# REQUEST
Find and return each line containing "styles".

# Start of GIVEN MATERIAL

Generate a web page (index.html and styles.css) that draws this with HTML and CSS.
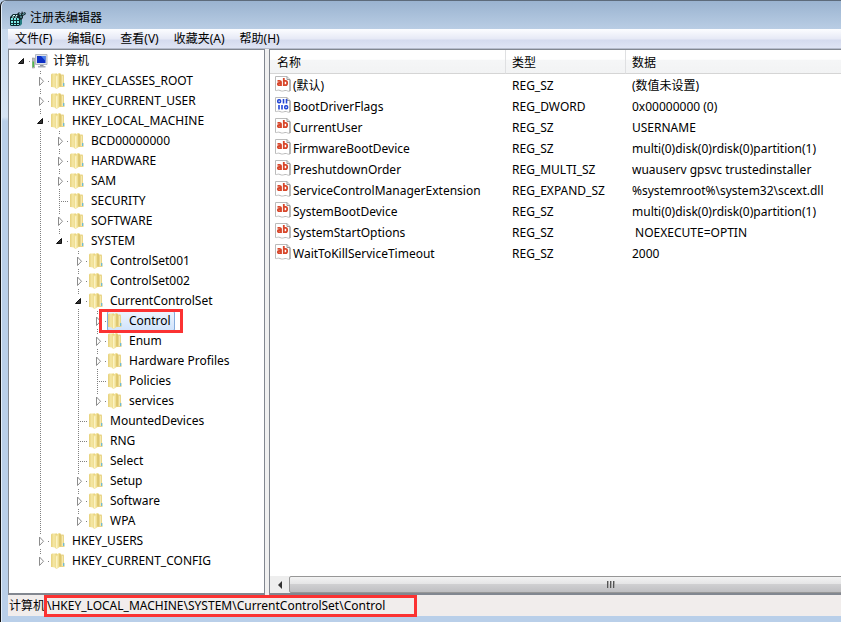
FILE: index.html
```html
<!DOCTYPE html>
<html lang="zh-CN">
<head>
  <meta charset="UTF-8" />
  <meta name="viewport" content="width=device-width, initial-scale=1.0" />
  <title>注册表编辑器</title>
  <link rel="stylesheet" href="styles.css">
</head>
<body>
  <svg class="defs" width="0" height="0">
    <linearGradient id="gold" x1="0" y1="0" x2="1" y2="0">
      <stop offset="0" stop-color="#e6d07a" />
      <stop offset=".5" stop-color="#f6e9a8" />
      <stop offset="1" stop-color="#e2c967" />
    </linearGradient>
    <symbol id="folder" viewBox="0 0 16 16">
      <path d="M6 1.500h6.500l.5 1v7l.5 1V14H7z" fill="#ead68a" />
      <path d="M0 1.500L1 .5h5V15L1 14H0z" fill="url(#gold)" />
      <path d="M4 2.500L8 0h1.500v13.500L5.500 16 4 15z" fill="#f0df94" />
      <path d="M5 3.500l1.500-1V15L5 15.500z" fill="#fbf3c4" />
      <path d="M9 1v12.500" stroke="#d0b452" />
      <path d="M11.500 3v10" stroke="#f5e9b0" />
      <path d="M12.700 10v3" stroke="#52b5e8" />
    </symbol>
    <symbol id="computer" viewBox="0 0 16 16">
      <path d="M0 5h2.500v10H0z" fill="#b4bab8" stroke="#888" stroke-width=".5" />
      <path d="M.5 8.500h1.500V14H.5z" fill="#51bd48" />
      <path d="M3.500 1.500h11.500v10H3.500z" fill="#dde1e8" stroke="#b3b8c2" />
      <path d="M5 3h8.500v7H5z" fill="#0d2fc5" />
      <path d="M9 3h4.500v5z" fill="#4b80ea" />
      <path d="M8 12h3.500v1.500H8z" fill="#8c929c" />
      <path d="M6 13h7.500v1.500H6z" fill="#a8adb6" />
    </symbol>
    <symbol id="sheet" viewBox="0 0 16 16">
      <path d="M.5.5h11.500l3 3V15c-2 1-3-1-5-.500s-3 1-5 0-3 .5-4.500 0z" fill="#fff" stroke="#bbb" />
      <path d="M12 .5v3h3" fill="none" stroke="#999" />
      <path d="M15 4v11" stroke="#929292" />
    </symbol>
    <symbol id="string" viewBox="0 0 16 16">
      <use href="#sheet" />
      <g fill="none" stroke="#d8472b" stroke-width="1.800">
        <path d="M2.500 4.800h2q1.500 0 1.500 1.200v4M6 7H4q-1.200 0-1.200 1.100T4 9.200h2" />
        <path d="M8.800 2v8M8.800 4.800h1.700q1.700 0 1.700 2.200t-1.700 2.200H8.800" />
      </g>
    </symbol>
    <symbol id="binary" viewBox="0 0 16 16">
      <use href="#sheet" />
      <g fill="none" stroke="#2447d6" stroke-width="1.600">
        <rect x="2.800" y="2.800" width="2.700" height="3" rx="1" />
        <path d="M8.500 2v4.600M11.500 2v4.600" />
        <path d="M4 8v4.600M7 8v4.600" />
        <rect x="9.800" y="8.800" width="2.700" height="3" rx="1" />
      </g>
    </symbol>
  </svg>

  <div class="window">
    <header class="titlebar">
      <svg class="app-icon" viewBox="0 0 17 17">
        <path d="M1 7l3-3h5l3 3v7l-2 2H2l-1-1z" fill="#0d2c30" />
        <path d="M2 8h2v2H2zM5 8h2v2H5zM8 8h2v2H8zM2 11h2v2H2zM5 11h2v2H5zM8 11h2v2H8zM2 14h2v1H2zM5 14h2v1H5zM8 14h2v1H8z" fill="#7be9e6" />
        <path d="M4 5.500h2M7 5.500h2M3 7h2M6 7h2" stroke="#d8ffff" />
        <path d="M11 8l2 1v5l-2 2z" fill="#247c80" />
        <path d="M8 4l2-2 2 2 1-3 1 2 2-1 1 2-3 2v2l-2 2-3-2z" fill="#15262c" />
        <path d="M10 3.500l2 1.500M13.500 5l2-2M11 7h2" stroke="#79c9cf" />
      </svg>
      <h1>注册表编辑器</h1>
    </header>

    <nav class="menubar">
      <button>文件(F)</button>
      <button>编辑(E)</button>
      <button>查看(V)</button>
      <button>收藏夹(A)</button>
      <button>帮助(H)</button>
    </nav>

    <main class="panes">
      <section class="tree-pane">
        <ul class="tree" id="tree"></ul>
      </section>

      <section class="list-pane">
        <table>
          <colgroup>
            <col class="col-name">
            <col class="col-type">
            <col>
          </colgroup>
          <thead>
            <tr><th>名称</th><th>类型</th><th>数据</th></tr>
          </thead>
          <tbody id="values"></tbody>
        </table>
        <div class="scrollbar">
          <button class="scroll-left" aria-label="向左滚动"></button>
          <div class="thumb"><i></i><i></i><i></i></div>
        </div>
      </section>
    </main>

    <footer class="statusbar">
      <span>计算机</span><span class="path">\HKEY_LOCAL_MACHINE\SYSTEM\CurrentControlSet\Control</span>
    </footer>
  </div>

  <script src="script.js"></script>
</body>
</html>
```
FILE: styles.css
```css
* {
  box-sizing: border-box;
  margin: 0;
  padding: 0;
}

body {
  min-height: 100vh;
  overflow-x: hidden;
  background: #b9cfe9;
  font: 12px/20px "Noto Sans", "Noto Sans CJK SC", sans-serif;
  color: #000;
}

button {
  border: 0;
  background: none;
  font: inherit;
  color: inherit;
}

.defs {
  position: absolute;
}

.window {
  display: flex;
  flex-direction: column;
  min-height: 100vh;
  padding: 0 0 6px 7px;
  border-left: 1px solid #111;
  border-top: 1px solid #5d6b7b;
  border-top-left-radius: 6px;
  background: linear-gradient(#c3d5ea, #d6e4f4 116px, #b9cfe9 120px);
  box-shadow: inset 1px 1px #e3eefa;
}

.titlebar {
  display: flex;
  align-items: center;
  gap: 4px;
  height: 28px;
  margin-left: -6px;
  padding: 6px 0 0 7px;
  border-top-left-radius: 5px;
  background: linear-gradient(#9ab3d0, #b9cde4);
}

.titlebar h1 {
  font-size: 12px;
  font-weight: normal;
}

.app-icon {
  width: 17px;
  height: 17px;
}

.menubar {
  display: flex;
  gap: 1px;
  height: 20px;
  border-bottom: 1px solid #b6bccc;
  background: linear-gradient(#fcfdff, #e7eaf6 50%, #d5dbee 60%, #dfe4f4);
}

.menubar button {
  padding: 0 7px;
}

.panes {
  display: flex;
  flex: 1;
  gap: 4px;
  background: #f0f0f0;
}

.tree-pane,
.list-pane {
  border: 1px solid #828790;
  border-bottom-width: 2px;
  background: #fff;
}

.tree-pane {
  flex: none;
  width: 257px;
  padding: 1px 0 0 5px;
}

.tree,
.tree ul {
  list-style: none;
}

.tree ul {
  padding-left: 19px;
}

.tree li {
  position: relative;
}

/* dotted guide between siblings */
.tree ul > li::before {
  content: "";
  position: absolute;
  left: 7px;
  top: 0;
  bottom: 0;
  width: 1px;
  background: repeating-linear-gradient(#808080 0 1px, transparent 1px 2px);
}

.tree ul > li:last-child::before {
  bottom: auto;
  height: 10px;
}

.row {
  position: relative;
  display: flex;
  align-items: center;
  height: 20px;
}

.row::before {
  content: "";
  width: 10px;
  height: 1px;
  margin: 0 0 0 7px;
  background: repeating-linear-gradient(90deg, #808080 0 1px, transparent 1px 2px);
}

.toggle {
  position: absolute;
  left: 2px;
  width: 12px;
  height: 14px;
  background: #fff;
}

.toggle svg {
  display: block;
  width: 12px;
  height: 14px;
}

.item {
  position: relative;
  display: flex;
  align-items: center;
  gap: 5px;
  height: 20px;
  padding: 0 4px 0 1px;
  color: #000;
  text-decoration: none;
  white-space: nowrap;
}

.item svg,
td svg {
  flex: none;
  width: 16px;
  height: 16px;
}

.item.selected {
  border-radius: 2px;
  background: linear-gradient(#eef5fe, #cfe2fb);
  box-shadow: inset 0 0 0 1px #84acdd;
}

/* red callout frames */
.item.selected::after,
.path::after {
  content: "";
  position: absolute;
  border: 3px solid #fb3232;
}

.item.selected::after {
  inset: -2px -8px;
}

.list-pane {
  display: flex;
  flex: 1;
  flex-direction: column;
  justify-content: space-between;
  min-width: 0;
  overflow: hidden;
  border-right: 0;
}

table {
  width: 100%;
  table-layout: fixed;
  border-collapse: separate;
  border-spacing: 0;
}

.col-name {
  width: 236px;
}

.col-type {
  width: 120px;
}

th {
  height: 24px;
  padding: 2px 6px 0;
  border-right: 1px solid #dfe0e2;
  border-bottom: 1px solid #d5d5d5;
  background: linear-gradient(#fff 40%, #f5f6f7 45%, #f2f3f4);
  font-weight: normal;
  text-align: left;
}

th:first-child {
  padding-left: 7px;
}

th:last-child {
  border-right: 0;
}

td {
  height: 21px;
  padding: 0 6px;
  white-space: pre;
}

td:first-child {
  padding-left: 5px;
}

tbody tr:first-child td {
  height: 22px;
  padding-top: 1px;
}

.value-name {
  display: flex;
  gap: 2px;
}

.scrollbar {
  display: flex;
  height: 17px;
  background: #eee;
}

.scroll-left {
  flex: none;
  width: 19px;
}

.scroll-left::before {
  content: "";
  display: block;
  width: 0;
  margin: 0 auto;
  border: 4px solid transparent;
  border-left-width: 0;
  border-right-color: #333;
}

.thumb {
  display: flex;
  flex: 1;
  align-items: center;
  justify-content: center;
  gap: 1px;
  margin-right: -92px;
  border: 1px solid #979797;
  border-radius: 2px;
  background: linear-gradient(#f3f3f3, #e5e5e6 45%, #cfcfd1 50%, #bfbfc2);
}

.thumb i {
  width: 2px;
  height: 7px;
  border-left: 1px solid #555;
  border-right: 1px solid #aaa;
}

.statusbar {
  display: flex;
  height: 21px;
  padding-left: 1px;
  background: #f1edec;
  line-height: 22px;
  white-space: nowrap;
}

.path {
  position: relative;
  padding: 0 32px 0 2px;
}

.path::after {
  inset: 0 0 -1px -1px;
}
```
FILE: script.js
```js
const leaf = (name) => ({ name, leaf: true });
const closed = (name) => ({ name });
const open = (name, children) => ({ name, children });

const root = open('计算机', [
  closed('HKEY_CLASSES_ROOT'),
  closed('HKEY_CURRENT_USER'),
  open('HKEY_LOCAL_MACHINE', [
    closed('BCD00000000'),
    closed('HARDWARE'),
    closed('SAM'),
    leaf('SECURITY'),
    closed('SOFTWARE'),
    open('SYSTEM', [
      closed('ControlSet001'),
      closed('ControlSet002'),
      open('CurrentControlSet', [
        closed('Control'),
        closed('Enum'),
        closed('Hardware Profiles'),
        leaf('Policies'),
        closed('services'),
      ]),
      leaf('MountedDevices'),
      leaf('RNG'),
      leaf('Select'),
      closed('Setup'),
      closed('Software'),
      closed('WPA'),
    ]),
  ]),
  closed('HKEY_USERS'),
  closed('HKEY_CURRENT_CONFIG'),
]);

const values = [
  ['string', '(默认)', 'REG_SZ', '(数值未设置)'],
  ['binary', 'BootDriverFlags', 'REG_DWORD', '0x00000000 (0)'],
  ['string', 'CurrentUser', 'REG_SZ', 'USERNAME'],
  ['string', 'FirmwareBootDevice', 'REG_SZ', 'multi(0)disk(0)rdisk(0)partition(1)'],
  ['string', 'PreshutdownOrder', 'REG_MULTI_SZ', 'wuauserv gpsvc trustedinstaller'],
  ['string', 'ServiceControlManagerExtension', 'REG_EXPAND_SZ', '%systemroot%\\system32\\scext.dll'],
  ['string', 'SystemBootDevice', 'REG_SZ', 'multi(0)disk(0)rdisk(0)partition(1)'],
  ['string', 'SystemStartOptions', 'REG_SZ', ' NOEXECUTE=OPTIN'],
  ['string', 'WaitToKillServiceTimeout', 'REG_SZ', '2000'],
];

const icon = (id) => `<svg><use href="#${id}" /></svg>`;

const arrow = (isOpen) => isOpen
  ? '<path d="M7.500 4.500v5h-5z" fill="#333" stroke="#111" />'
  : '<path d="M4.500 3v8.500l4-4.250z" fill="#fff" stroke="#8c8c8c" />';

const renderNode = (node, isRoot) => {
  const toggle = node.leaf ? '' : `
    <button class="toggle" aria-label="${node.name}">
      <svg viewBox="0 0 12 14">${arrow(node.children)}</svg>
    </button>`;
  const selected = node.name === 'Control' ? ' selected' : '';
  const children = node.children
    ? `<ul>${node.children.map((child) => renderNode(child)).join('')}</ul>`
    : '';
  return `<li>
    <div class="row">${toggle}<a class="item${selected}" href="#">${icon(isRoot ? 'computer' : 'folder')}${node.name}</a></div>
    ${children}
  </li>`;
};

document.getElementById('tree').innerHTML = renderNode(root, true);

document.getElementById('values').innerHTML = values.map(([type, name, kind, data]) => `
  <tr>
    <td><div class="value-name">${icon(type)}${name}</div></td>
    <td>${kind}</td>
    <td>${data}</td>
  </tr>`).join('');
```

# End of GIVEN MATERIAL

# FINISHED EXERCISE
Generate a web page (index.html and styles.css) that draws this with HTML and CSS.
  <link rel="stylesheet" href="styles.css">
FILE: styles.css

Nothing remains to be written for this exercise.